Paradoxically, one woman reader told us she was unhappy with Sisolak setting women’s health apart from health policy generally, which prompted us to check it out, and what we found was demonstrative of the deep-seated bias women face. We found that studies have shown that women’s health is treated differently by the medical community, and our use of treated here does not refer to medical treatment. Rather, we found reports that physicians are more likely to dismiss the health problems of women than men. For instance, women suffer chronic pain at double the rate of men, yet studies indicate their pain complaints are less likely to be taken seriously.

As for actual treatment, that is different, too.
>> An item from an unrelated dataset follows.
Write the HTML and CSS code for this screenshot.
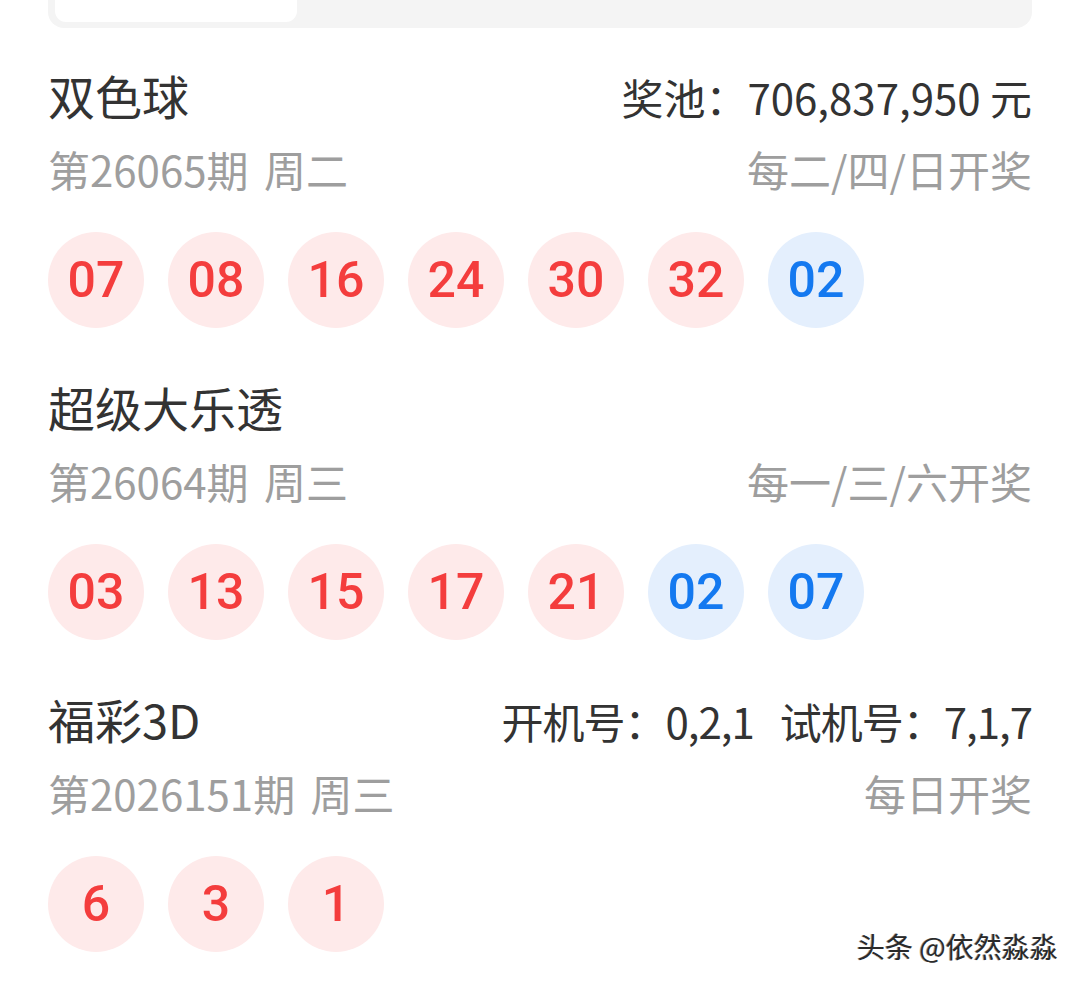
FILE: index.html
```html
<!DOCTYPE html>
<html lang="zh">
<head>
    <meta charset="UTF-8">
    <meta name="viewport" content="width=device-width, initial-scale=1.0">
    <title>开奖公告</title>
    <link rel="stylesheet" href="styles.css">
</head>
<body>

    <div class="page">
        <div class="tabs">
            <div class="tab active"></div>
        </div>

        <div class="lottery first">
            <div class="lottery-head">
                <h2>双色球</h2>
                <span class="extra">奖池：706,837,950 元</span>
            </div>
            <div class="lottery-sub">
                <span>第26065期 周二</span>
                <span>每二/四/日开奖</span>
            </div>
            <div class="balls">
                <span class="ball red">07</span>
                <span class="ball red">08</span>
                <span class="ball red">16</span>
                <span class="ball red">24</span>
                <span class="ball red">30</span>
                <span class="ball red">32</span>
                <span class="ball blue">02</span>
            </div>
        </div>

        <div class="lottery">
            <div class="lottery-head">
                <h2>超级大乐透</h2>
            </div>
            <div class="lottery-sub">
                <span>第26064期 周三</span>
                <span>每一/三/六开奖</span>
            </div>
            <div class="balls">
                <span class="ball red">03</span>
                <span class="ball red">13</span>
                <span class="ball red">15</span>
                <span class="ball red">17</span>
                <span class="ball red">21</span>
                <span class="ball blue">02</span>
                <span class="ball blue">07</span>
            </div>
        </div>

        <div class="lottery">
            <div class="lottery-head">
                <h2>福彩3D</h2>
                <span class="extra tight">开机号：0,2,1<span class="gap">试机号：7,1,7</span></span>
            </div>
            <div class="lottery-sub">
                <span>第2026151期 周三</span>
                <span>每日开奖</span>
            </div>
            <div class="balls">
                <span class="ball red">6</span>
                <span class="ball red">3</span>
                <span class="ball red">1</span>
            </div>
        </div>
    </div>

    <div class="watermark">头条 @依然淼淼</div>

</body>
</html>
```

FILE: styles.css
```css
body {
    margin: 0;
    background-color: #fff;
    font-family: "Noto Sans CJK SC", "Noto Sans", sans-serif;
    color: #333;
}

.page {
    padding: 0 48px;
}

/* 顶部分段选择（只露出下半截） */
.tabs {
    height: 28px;
    background-color: #f4f4f4;
    border-radius: 0 0 16px 16px;
    padding: 0 7px;
    box-sizing: border-box;
}

.tabs .tab {
    width: 242px;
    height: 22px;
    background-color: #fff;
    border-radius: 0 0 11px 11px;
}

.lottery {
    margin-top: 51px;
}

.lottery.first {
    margin-top: 39px;
}

.lottery-head {
    display: flex;
    justify-content: space-between;
    align-items: baseline;
    height: 56px;
}

.lottery-head h2 {
    margin: 0;
    font-size: 47px;
    font-weight: 400;
    line-height: 56px;
    color: #333;
}

.lottery-head .extra {
    font-size: 42px;
    line-height: 56px;
    color: #333;
}

.lottery-head .extra.tight {
    letter-spacing: -1px;
}

.lottery-head .gap {
    margin-left: 26px;
}

.lottery-sub {
    display: flex;
    justify-content: space-between;
    margin-top: 21px;
    font-size: 42px;
    line-height: 50px;
    color: #9e9e9e;
    word-spacing: 6px;
}

.balls {
    display: flex;
    gap: 24px;
    margin-top: 38px;
}

.ball {
    width: 96px;
    height: 96px;
    border-radius: 50%;
    display: flex;
    justify-content: center;
    align-items: center;
    font-family: Roboto, "Noto Sans", sans-serif;
    font-size: 50px;
    font-weight: 500;
}

.ball.red {
    background-color: #feeaea;
    color: #f43d3d;
}

.ball.blue {
    background-color: #e4effd;
    color: #1479f0;
}

.watermark {
    position: absolute;
    left: 857px;
    top: 926px;
    font-size: 28px;
    color: #2a2a2a;
    text-shadow: 1px 1px 0 #fff, -1px 0 0 #999;
}
```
“Young women were more likely to be told to lose weight, where the young men who were actually more overweight were more likely to be put on effective preventive therapy,” Streisand Women’s Heart Center medical director Dr. Noel Bairey Merz told NBC last year. “People are always sort of judging women according to their weight.”
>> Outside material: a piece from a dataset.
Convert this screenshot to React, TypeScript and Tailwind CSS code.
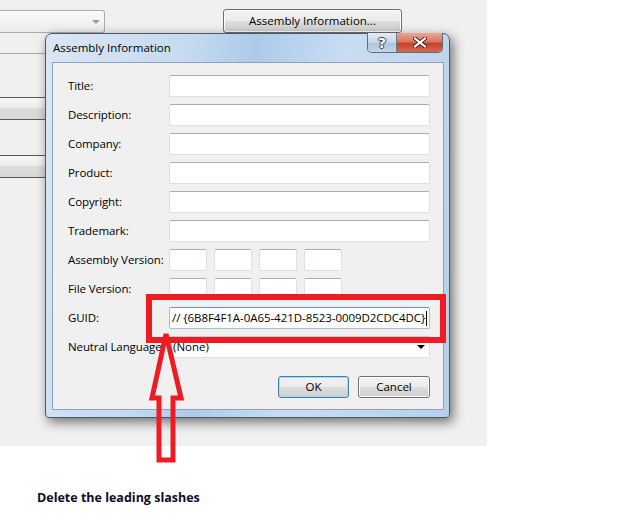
const rows = ['Title:', 'Description:', 'Company:', 'Product:', 'Copyright:', 'Trademark:'];

function TextBox({ className = '' }: { className?: string }) {
  return (
    <div
      className={`h-[22px] bg-white border border-[#dbdfe6] border-t-[#abadb3] rounded-[2px] ${className}`}
    />
  );
}

function VersionBoxes() {
  return (
    <div className="flex gap-[7px]">
      {[0, 1, 2, 3].map((i) => (
        <TextBox key={i} className="w-[38px]" />
      ))}
    </div>
  );
}

function Button({ label, primary = false }: { label: string; primary?: boolean }) {
  return (
    <div
      className={`h-[22px] flex items-center justify-center rounded-[3px] border bg-[linear-gradient(#f2f2f2_0%,#ebebeb_50%,#dddddd_50%,#cfcfcf_100%)] ${
        primary
          ? 'w-[71px] border-[#3c7fb1] shadow-[inset_0_0_0_1px_#a9dbf6]'
          : 'w-[72px] border-[#707070] shadow-[inset_0_0_0_1px_#fcfcfc]'
      }`}
    >
      {label}
    </div>
  );
}

function Row({ label, children }: { label: string; children: React.ReactNode }) {
  return (
    <div className="flex items-center h-[22px]">
      <div className="w-[101px] shrink-0 whitespace-nowrap tracking-[-0.1px]">{label}</div>
      {children}
    </div>
  );
}

function Dialog() {
  return (
    <div className="absolute left-[45px] top-[33px] w-[405px] h-[385px] rounded-t-[7px] rounded-b-[4px] border border-[#4d5866] bg-[linear-gradient(100deg,#d9e6f4_0%,#c6dbf0_30%,#aecbea_45%,#c9ddf2_65%,#b7d0ea_100%)] shadow-[3px_4px_12px_rgba(0,0,0,0.55)] text-[11.5px] text-black">
      <div className="h-[28px] flex items-start pl-[7px]">
        <div className="mt-[5px] text-[11.5px] text-black">Assembly Information</div>
        <div className="ml-auto mr-[6px] -mt-px flex h-[20px] border border-[#5f6c7b] border-t-0 rounded-b-[5px] overflow-hidden">
          <div className="w-[29px] flex items-center justify-center bg-[linear-gradient(#e4ecf6,#c7d6e7_50%,#b0c3d9_51%,#c5d5e6)] border-r border-[#6d7a89] text-white font-bold text-[14px] leading-none font-['DejaVu_Sans',sans-serif] [text-shadow:1px_0_0_#33414f,-1px_0_0_#33414f,0_1px_0_#33414f,0_-1px_0_#33414f]">
            ?
          </div>
          <div className="w-[45px] flex items-center justify-center bg-[linear-gradient(#e8a797,#d9765f_45%,#c5412a_55%,#d66a52)]">
            <svg width="14" height="11" viewBox="0 0 14 11">
              <path d="M2 1.5 L12 9.5 M12 1.5 L2 9.5" stroke="#4a1a12" strokeWidth="4" strokeLinecap="square" />
              <path d="M2 1.5 L12 9.5 M12 1.5 L2 9.5" stroke="#ffffff" strokeWidth="2.2" strokeLinecap="square" />
            </svg>
          </div>
        </div>
      </div>
      <div className="ml-[6px] w-[392px] h-[348px] border border-[#8da2ba] bg-[#f0f0f0] pl-[15px] pr-[13px] pt-[12px]">
        <div className="flex flex-col gap-[7px]">
          {rows.map((r) => (
            <Row key={r} label={r}>
              <TextBox className="flex-1" />
            </Row>
          ))}
          <Row label="Assembly Version:">
            <VersionBoxes />
          </Row>
          <Row label="File Version:">
            <VersionBoxes />
          </Row>
          <Row label="GUID:">
            <div className="flex-1 h-[22px] bg-white border border-[#a7c0da] border-t-[#6f94bb] rounded-[2px] flex items-center pl-[2px] whitespace-nowrap overflow-hidden">
              <span className="text-[11.5px] tracking-[-0.05px]">// {'{'}6B8F4F1A-0A65-421D-8523-0009D2CDC4DC{'}'}</span>
              <span className="w-px h-[15px] bg-black ml-px" />
            </div>
          </Row>
          <Row label="Neutral Language:">
            <div className="flex-1 h-[22px] bg-white border border-[#dbdfe6] border-t-[#c9cbd1] rounded-[2px] flex items-center pl-[3px] pr-[4px]">
              <span>(None)</span>
              <span className="ml-auto w-0 h-0 border-x-[4px] border-x-transparent border-t-[4px] border-t-black" />
            </div>
          </Row>
        </div>
        <div className="mt-[18px] flex justify-end gap-[9px]">
          <Button label="OK" primary />
          <Button label="Cancel" />
        </div>
      </div>
    </div>
  );
}

function Annotation() {
  return (
    <svg className="absolute left-0 top-0 pointer-events-none" width="637" height="520" viewBox="0 0 637 520">
      <rect x="149" y="297" width="294" height="43" fill="none" stroke="#ed1c24" strokeWidth="6" />
      <polygon
        points="166,334 152,398 159,398 159,460 173,460 173,398 181,398"
        fill="none"
        stroke="#ed1c24"
        strokeWidth="5"
        strokeLinejoin="miter"
      />
    </svg>
  );
}

export default function App() {
  return (
    <div className="relative w-[637px] h-[520px] bg-white overflow-hidden font-['Open_Sans',sans-serif] text-black">
      <div className="w-[487px] h-[446px] bg-[#f0f0f0] pt-[9px]">
        <div className="flex items-start">
          <div className="mt-px w-[105px] h-[23px] border border-l-0 border-[#acacac] rounded-r-[3px] bg-[linear-gradient(#fafafa,#ececec)] flex items-center justify-end pr-[4px]">
            <span className="w-0 h-0 border-x-[4px] border-x-transparent border-t-[4px] border-t-[#9a9a9a]" />
          </div>
          <div className="ml-[118px] w-[179px] h-[24px] flex items-center justify-center rounded-[3px] border border-[#707070] shadow-[inset_0_0_0_1px_#fcfcfc] bg-[linear-gradient(#f2f2f2_0%,#ebebeb_50%,#dddddd_50%,#cfcfcf_100%)] text-[11.5px]">
            Assembly Information...
          </div>
        </div>
        <div className="mt-[20px] w-[45px] h-px bg-[#a8a8a8]" />
        <div className="mt-[43px] w-[45px] h-[23px] border-y border-[#5a5a5a] bg-[linear-gradient(#f7f7f7_0%,#ededed_45%,#dcdcdc_50%,#d8d8d8_100%)]" />
        <div className="mt-[35px] w-[45px] h-[23px] border-y border-[#5a5a5a] bg-[linear-gradient(#f7f7f7_0%,#ededed_45%,#dcdcdc_50%,#d8d8d8_100%)]" />
      </div>
      <p className="pl-[37px] mt-[44px] text-[12.5px] leading-[16px] font-bold text-[#0d0d26]">
        Delete the leading slashes
      </p>
      <Dialog />
      <Annotation />
    </div>
  );
}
Nor is it just physicians who approach women’s health that way. It is also the public. A report by the American Heart Association and the National Institutes of Health (NIH) said 39 percent of women who have a cardiac arrest in a public setting were given CPR, versus 45 percent of men, with the result that men were 23 percent more likely to survive.

The bias also affects medical research. Recently NIH-funded clinical trials gained a requirement to include female subjects. But clinical trials funded by commercial companies have no such requirement.

In laboratory research, male animals are usually used, so some drugs are not evaluated for their impact on women. A 2003 NIH report read in part, “[W]hile little is known about the effects of aspirin on heart disease in women, postmenopausal women, like men, have been encouraged to take aspirin daily. The effects of other widely used drugs, such as Valium, were never tested in randomized clinical trials with female subjects, although 2 million women per year consume this drug to control conditions such as anxiety, epilepsy, muscle spasms, and alcohol addiction.”

Planned Parenthood issued a statement on Sisolak’s message: “According to the Guttmacher Institute, in 2014, Nevada only met 10 percent of the need for publicly funded family planning services. The Governor’s commitment to investing in family planning will go a long way in improving that.”

Assemblymember Ellen Spiegel has submitted a bill drafting request for a measure dealing with women’s health, but there are no details on what it would do.